Rename a domain obtained by this HMM to the right accession.

This method can be used with HMM libraries that have separate HMMs for the same domain, such as Pfam.

class gecco.hmmer.DomainAnnotator(object)[source]

An abstract class for annotating genes with protein domains.

__init__(hmm: HMM, cpus: Optional[int] = None, whitelist: Optional[Container[str]] = None) None[source]

Prepare a new HMMER annotation handler with the given hmms.

Parameters:
  • hmm (str) – The path to the file containing the HMMs.

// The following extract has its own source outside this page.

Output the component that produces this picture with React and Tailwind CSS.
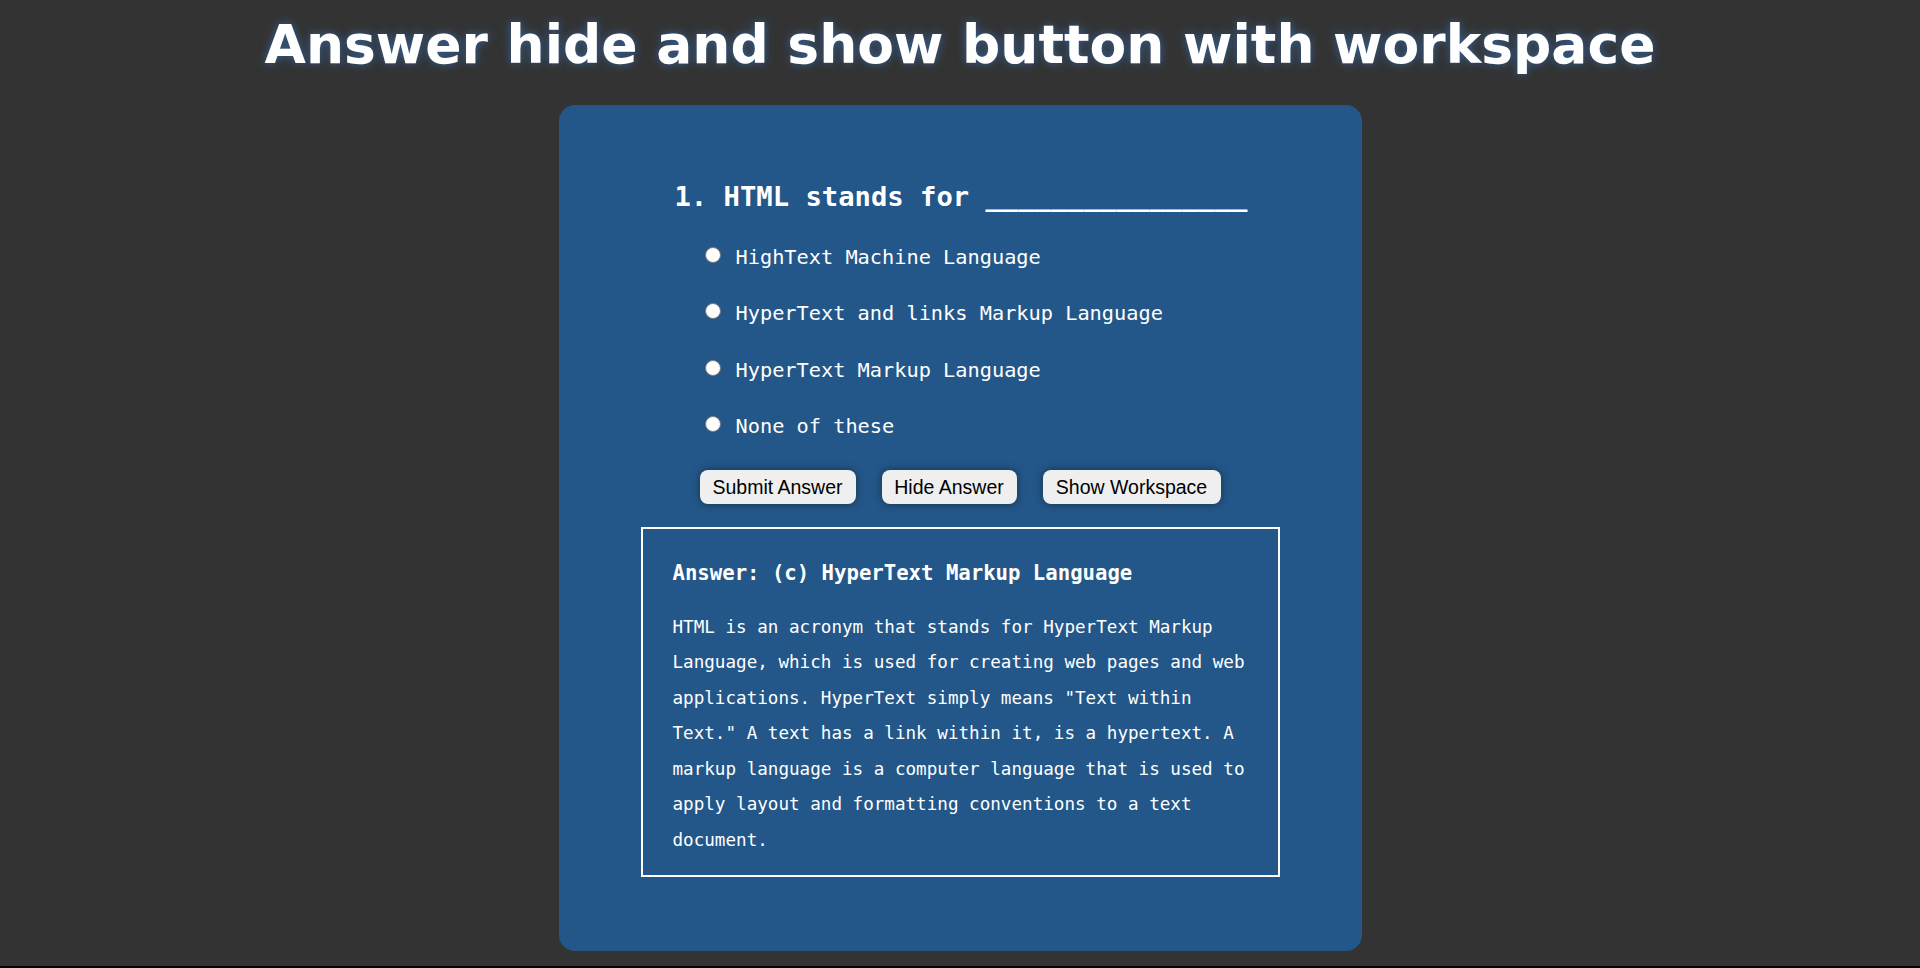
import { useState } from "react";

// quiz options for question 1
const options = [
  "HighText Machine Language",
  "HyperText and links Markup Language",
  "HyperText Markup Language",
  "None of these",
];

const mono = "font-['DejaVu_Sans_Mono',monospace]";

function QuizButton({ label, width, onClick }) {
  return (
    <button
      type="button"
      onClick={onClick}
      className={`${width} h-[34px] flex items-center justify-center rounded-lg bg-[#efefef] text-black text-[19.5px] font-['Liberation_Sans',Arial,sans-serif] shadow-[0_0_9px_rgba(0,0,0,0.45)]`}
    >
      {label}
    </button>
  );
}

export default function App() {
  const [picked, setPicked] = useState(null);
  const [showAnswer, setShowAnswer] = useState(true);

  return (
    <div className="min-h-screen bg-black">
      <div className="h-[966px] bg-[#333333] flex flex-col items-center">
        {/* heading */}
        <h1 className="pt-[13px] leading-[64px] text-[53.5px] font-bold text-white font-['DejaVu_Sans',Verdana,sans-serif] [text-shadow:0_0_10px_rgba(55,110,175,0.8)]">
          Answer hide and show button with workspace
        </h1>

        {/* question card */}
        <div className="mt-[28px] w-[803px] h-[846px] rounded-2xl bg-[#235789] pt-[76px]">
          <div className="w-[639px] mx-auto flex flex-col">
            <h2 className={`${mono} pl-[34px] text-[27.2px] leading-[32px] font-bold text-white`}>
              1. HTML stands for ________________
            </h2>

            <div className="mt-[28px] flex flex-col gap-[24.4px] pl-[64px]">
              {options.map((opt, i) => (
                <label key={opt} className="flex items-start gap-[15px] h-[32px]">
                  <input
                    type="radio"
                    name="q1"
                    checked={picked === i}
                    onChange={() => setPicked(i)}
                    className="appearance-none mt-[6px] w-[16px] h-[16px] shrink-0 rounded-full bg-white border border-[#7a7a7a] checked:border-[5px] checked:border-[#0075ff]"
                  />
                  <span className={`${mono} text-[20.3px] leading-[32px] text-white whitespace-nowrap`}>
                    {opt}
                  </span>
                </label>
              ))}
            </div>

            <div className="mt-[28px] pl-[59px] flex gap-[26px]">
              <QuizButton label="Submit Answer" width="w-[156px]" />
              <QuizButton
                label={showAnswer ? "Hide Answer" : "Show Answer"}
                width="w-[135px]"
                onClick={() => setShowAnswer(!showAnswer)}
              />
              <QuizButton label="Show Workspace" width="w-[178px]" />
            </div>

            {showAnswer && (
              <div className="mt-[23px] h-[350px] border-2 border-white pt-[30px] pl-[30px] pr-[30px]">
                <h3 className={`${mono} text-[20.65px] leading-[28px] font-bold text-white`}>
                  Answer: (c) HyperText Markup Language
                </h3>
                <p className={`${mono} mt-[22.6px] text-[17.6px] leading-[35.5px] text-white`}>
                  HTML is an acronym that stands for HyperText Markup Language, which is used for
                  creating web pages and web applications. HyperText simply means "Text within
                  Text." A text has a link within it, is a hypertext. A markup language is a
                  computer language that is used to apply layout and formatting conventions to a
                  text document.
                </p>
              </div>
            )}
          </div>
        </div>
      </div>
    </div>
  );
}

  • cpus (int, optional) – The number of CPUs to allocate for the hmmsearch command. Give None to use the default.

  • whitelist (container of str) – If given, a container containing the accessions of the individual HMMs to annotate with. If None is given, annotate with the entire file.

abstract run(genes: Iterable[Gene]) List[Gene][source]

Run annotation on proteins of genes and update their domains.

Parameters:

genes (iterable of Gene) – An iterable that yield genes to annotate with self.hmm.

class gecco.hmmer.PyHMMER(DomainAnnotator)[source]

A domain annotator that uses pyhmmer.

run(genes: Iterable[Gene], progress: Optional[Callable[[HMM, int], None]] = None, bit_cutoffs: Optional[str] = None) List[Gene][source]

Run annotation on proteins of genes and update their domains.

Parameters:

genes (iterable of Gene) – An iterable that yield genes to annotate with self.hmm.